▶ **What you will do**: Your answer must consist solely of the number of lines that contain the word "components".

--------------------------------

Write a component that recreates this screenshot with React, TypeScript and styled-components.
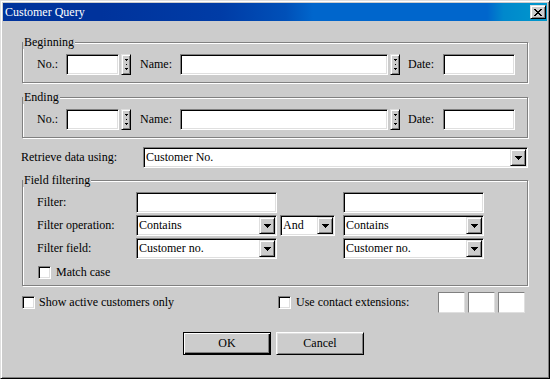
import React from "react";
import styled, { createGlobalStyle, css } from "styled-components";

const FACE = "#cccccc";

const Global = createGlobalStyle`
  html, body { margin: 0; padding: 0; background: ${FACE}; }
  body {
    font-family: "Liberation Serif", "Times New Roman", serif;
    font-size: 12px;
    color: #000;
  }
  * { box-sizing: border-box; }
`;

const raised = css`
  background: ${FACE};
  border: 1px solid;
  border-color: #dfdfdf #000 #000 #dfdfdf;
  box-shadow: inset 1px 1px 0 #fff, inset -1px -1px 0 #808080;
`;

const sunken = css`
  background: #fff;
  border: 1px solid;
  border-color: #808080 #fff #fff #808080;
  box-shadow: inset 1px 1px 0 #000, inset -1px -1px 0 #dfdfdf;
`;

const Window = styled.div`
  width: 550px;
  height: 379px;
  background: ${FACE};
  border: 1px solid;
  border-color: #dfdfdf #000 #000 #dfdfdf;
  box-shadow: inset 1px 1px 0 #fff, inset -1px -1px 0 #808080;
  padding: 2px;
  display: flex;
  flex-direction: column;
`;

const TitleBar = styled.div`
  height: 18px;
  display: flex;
  align-items: center;
  padding: 0 1px 0 2px;
  color: #fff;
  background: linear-gradient(
    to right,
    #00339c 0%,
    #00339c 18%,
    #003ca6 40%,
    #0050b8 52%,
    #0066cc 57%,
    #0066cc 89%,
    #0088cc 92%,
    #0099cc 100%
  );
`;

const TitleText = styled.span`
  font-size: 12px;
  line-height: 14px;
  white-space: nowrap;
`;

const CloseButton = styled.div`
  ${raised};
  margin-left: auto;
  width: 16px;
  height: 14px;
  display: flex;
  align-items: center;
  justify-content: center;
`;

const Content = styled.div`
  padding-left: 19px;
  display: flex;
  flex-direction: column;
  align-items: flex-start;
`;

const Group = styled.div<{ $top: number; $h: number }>`
  position: relative;
  margin-top: ${(p) => p.$top}px;
  width: 506px;
  height: ${(p) => p.$h}px;
  border: 1px solid #808080;
  box-shadow: 1px 1px 0 #fff, inset 1px 1px 0 #fff;
  padding: 11px 0 0 14px;
`;

const Legend = styled.span`
  position: absolute;
  top: -8px;
  left: 0px;
  padding: 0 1px;
  background: ${FACE};
  line-height: 14px;
  white-space: nowrap;
`;

const Row = styled.div<{ $top?: number; $left?: number }>`
  display: flex;
  align-items: center;
  height: 21px;
  margin-top: ${(p) => p.$top ?? 0}px;
  margin-left: ${(p) => p.$left ?? 0}px;
`;

const Label = styled.span<{ $w?: number; $ml?: number }>`
  ${(p) => (p.$w ? `width: ${p.$w}px;` : "")}
  margin-left: ${(p) => p.$ml ?? 0}px;
  flex: none;
  white-space: nowrap;
`;

const Field = styled.div<{ $w: number }>`
  ${sunken};
  width: ${(p) => p.$w}px;
  height: 21px;
  flex: none;
`;

const Spinner = styled.div`
  ${raised};
  width: 10px;
  height: 21px;
  margin-left: 2px;
  flex: none;
  display: flex;
  align-items: center;
  justify-content: center;
`;

const ComboBox = styled.div<{ $w: number }>`
  ${sunken};
  width: ${(p) => p.$w}px;
  height: 21px;
  flex: none;
  display: flex;
  align-items: center;
  padding: 1px 1px 1px 2px;
`;

const ComboText = styled.span`
  flex: 1;
  white-space: nowrap;
  overflow: hidden;
`;

const DropButton = styled.div`
  ${raised};
  width: 16px;
  height: 17px;
  flex: none;
  display: flex;
  align-items: center;
  justify-content: center;
`;

const FilterGrid = styled.div`
  display: grid;
  grid-template-columns: 99px 144px 63px 141px;
  grid-auto-rows: 21px;
  row-gap: 2px;
  align-items: center;
`;

const CheckRow = styled.div<{ $top: number; $left: number; $h: number }>`
  display: flex;
  align-items: center;
  margin-top: ${(p) => p.$top}px;
  margin-left: ${(p) => p.$left}px;
  height: ${(p) => p.$h}px;
`;

const CheckBox = styled.div`
  ${sunken};
  width: 13px;
  height: 13px;
  flex: none;
`;

const CheckLabel = styled.span<{ $ml: number }>`
  margin-left: ${(p) => p.$ml}px;
  white-space: nowrap;
`;

const OptionsRow = styled.div`
  margin-top: 6px;
  width: 503px;
  height: 21px;
  display: flex;
  align-items: center;
`;

const OptionItem = styled.div<{ $w?: number }>`
  display: flex;
  align-items: center;
  ${(p) => (p.$w ? `width: ${p.$w}px;` : "")}
  flex: none;
`;

const ExtBoxes = styled.div`
  margin-left: auto;
  display: flex;
  gap: 3px;
`;

const ExtBox = styled.div`
  width: 27px;
  height: 21px;
  background: #fff;
  border: 1px solid;
  border-color: #808080 #dfdfdf #dfdfdf #808080;
`;

const ButtonRow = styled.div`
  margin-top: 19px;
  margin-left: 161px;
  display: flex;
  gap: 5px;
`;

const PushButton = styled.div<{ $default?: boolean }>`
  width: 88px;
  height: 23px;
  background: ${FACE};
  display: flex;
  align-items: center;
  justify-content: center;
  border: 1px solid;
  ${(p) =>
    p.$default
      ? css`
          border-color: #000;
          box-shadow: inset 1px 1px 0 #fff, inset -1px -1px 0 #000,
            inset -2px -2px 0 #808080;
        `
      : css`
          border-color: #fff #000 #000 #fff;
          box-shadow: inset 1px 1px 0 #dfdfdf, inset -1px -1px 0 #808080;
        `}
`;

const SpinGlyph = () => (
  <svg width="5" height="11" viewBox="0 0 5 11" shapeRendering="crispEdges">
    <rect x="1" y="0" width="3" height="1" fill="#000" />
    <rect x="2" y="1" width="1" height="1" fill="#000" />
    <rect x="2" y="5" width="1" height="1" fill="#000" />
    <rect x="1" y="9" width="3" height="1" fill="#000" />
    <rect x="2" y="10" width="1" height="1" fill="#000" />
  </svg>
);

const Arrow = () => (
  <svg width="7" height="4" viewBox="0 0 7 4" shapeRendering="crispEdges">
    <rect x="0" y="0" width="7" height="1" fill="#000" />
    <rect x="1" y="1" width="5" height="1" fill="#000" />
    <rect x="2" y="2" width="3" height="1" fill="#000" />
    <rect x="3" y="3" width="1" height="1" fill="#000" />
  </svg>
);

const CloseGlyph = () => (
  <svg width="8" height="7" viewBox="0 0 8 7" shapeRendering="crispEdges">
    {[0, 1, 2, 3, 4, 5, 6].map((i) => (
      <React.Fragment key={i}>
        <rect x={i} y={i} width="2" height="1" fill="#000" />
        <rect x={6 - i} y={i} width="2" height="1" fill="#000" />
      </React.Fragment>
    ))}
  </svg>
);

const Combo = ({ w, text }: { w: number; text: string }) => (
  <ComboBox $w={w}>
    <ComboText>{text}</ComboText>
    <DropButton>
      <Arrow />
    </DropButton>
  </ComboBox>
);

const RangeRow = () => (
  <Row>
    <Label $w={29}>No.:</Label>
    <Field $w={53} />
    <Spinner>
      <SpinGlyph />
    </Spinner>
    <Label $w={40} $ml={9}>
      Name:
    </Label>
    <Field $w={208} />
    <Spinner>
      <SpinGlyph />
    </Spinner>
    <Label $w={35} $ml={8}>
      Date:
    </Label>
    <Field $w={72} />
  </Row>
);

export default function App() {
  return (
    <>
      <Global />
      <Window>
        <TitleBar>
          <TitleText>Customer Query</TitleText>
          <CloseButton>
            <CloseGlyph />
          </CloseButton>
        </TitleBar>
        <Content>
          <Group $top={21} $h={41}>
            <Legend>Beginning</Legend>
            <RangeRow />
          </Group>
          <Group $top={14} $h={41}>
            <Legend>Ending</Legend>
            <RangeRow />
          </Group>
          <Row $top={9} $left={-1}>
            <Label $w={122}>Retrieve data using:</Label>
            <Combo w={385} text="Customer No." />
          </Row>
          <Group $top={12} $h={106}>
            <Legend>Field filtering</Legend>
            <FilterGrid>
              <Label>Filter:</Label>
              <Field $w={141} />
              <span />
              <Field $w={141} />
              <Label>Filter operation:</Label>
              <Combo w={141} text="Contains" />
              <Combo w={55} text="And" />
              <Combo w={141} text="Contains" />
              <Label>Filter field:</Label>
              <Combo w={141} text="Customer no." />
              <span />
              <Combo w={141} text="Customer no." />
            </FilterGrid>
            <CheckRow $top={6} $left={1} $h={14}>
              <CheckBox />
              <CheckLabel $ml={5}>Match case</CheckLabel>
            </CheckRow>
          </Group>
          <OptionsRow>
            <OptionItem $w={256}>
              <CheckBox />
              <CheckLabel $ml={4}>Show active customers only</CheckLabel>
            </OptionItem>
            <OptionItem>
              <CheckBox />
              <CheckLabel $ml={5}>Use contact extensions:</CheckLabel>
            </OptionItem>
            <ExtBoxes>
              <ExtBox />
              <ExtBox />
              <ExtBox />
            </ExtBoxes>
          </OptionsRow>
          <ButtonRow>
            <PushButton $default>OK</PushButton>
            <PushButton>Cancel</PushButton>
          </ButtonRow>
        </Content>
      </Window>
    </>
  );
}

--------------------------------

▶ **Result of the task**: 2